8. Where a bank or insurance company supplies an exempt service (e.g., credit), it cannot fully recover the VAT on the cost of its supplies. Under Article 17 only the VAT incurred in taxable transactions is deductible. Hence, taxable businesses that consume exempt financial services often suffer a hidden VAT cost because the supplier must recover such costs in its profit margins. Hidden VAT costs can be eliminated by zero-rating B2B supplies or affording taxpayers an option to tax B2B transactions. Under an option-to-tax method, the complexities of selective taxation of financial and insurance transactions would need careful consideration to ensure that the rules were easy to understand and apply.

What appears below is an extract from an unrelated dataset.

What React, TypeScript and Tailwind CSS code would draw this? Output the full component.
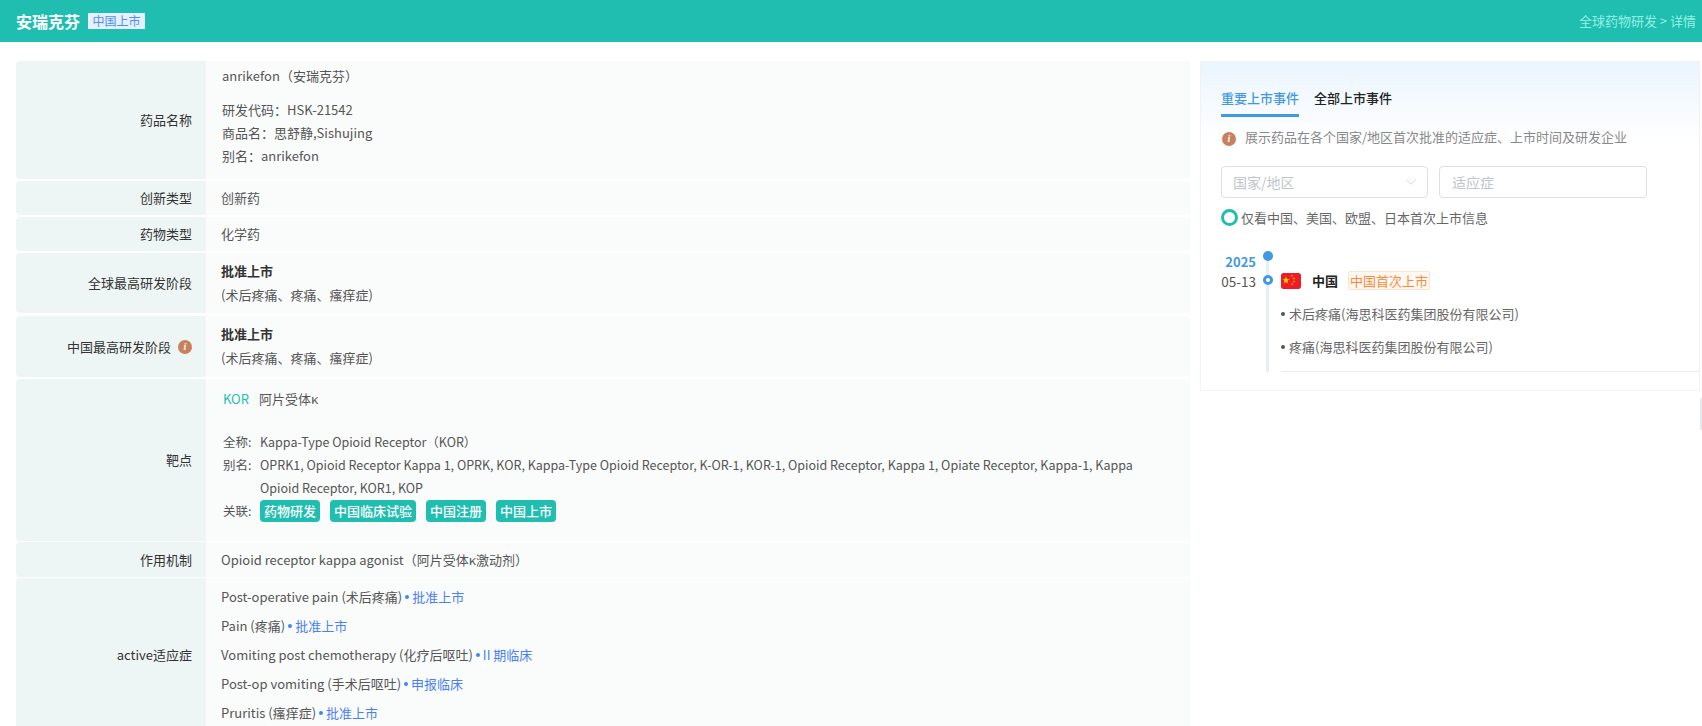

9. Distortions in VAT recovery can also arise where a fully taxable business makes an auxiliary exempt supply, e.g., a manufacturer makes a loan to an affiliate. The ECJ decision in EDM (2) clearly states that the grant of an intercompany loan is of an auxiliary nature and is not part of the taxpayer's primary business activity. Such auxiliary transactions should not affect the company's VAT recovery. Some Member States, however, do not apply the EDM decision and hence the auxiliary transaction will affect the input tax recovery ratio of otherwise fully taxable persons. The failure of such Member States to follow the EDM decision violates the neutrality principle of the Sixth Directive. Distortions in the recovery of VAT can also arise where a fully taxable person is involved in other auxiliary transactions such as cash pooling activities (3) or selling shares (where such sales are outside of the principal commercial activities of the business). (4) Neither of these activities should have an effect on the input VAT recovery position of a fully taxable business, but the rules and practices of the Member States are inconsistent in ensuring this tax treatment.

10. The VAT rules applicable to supplies of financial services outside of the banking and insurance sector also vary widely across Europe. For example, some Member States treat the entire amount of a lease payment as subject to VAT whereas other Member States treat the capital portion of the lease payment as taxable and the financing element as exempt. Suppliers are then required to allocate input tax to the respective elements to determine the deductible amount of VAT. The complexities and burden of allocating the VAT between exempt and taxable elements grow substantially with cross-border leases, which may be treated as a supply of goods in one jurisdiction and a supply of a service in another. The place and time of supply rules do not fully address such transactions. As a result, depending on the structure of the transaction and the location of the parties, there may be multiple or no taxation of lease payments. The lack of uniformity in the rules governing the treatment of such transactions again imposes significant compliance burdens and creates legal uncertainties for taxpayers. Although leasing transactions are beyond the scope of the current Consultation Paper, we urge the Commission to consider this topic as it continues its review of the VAT rules.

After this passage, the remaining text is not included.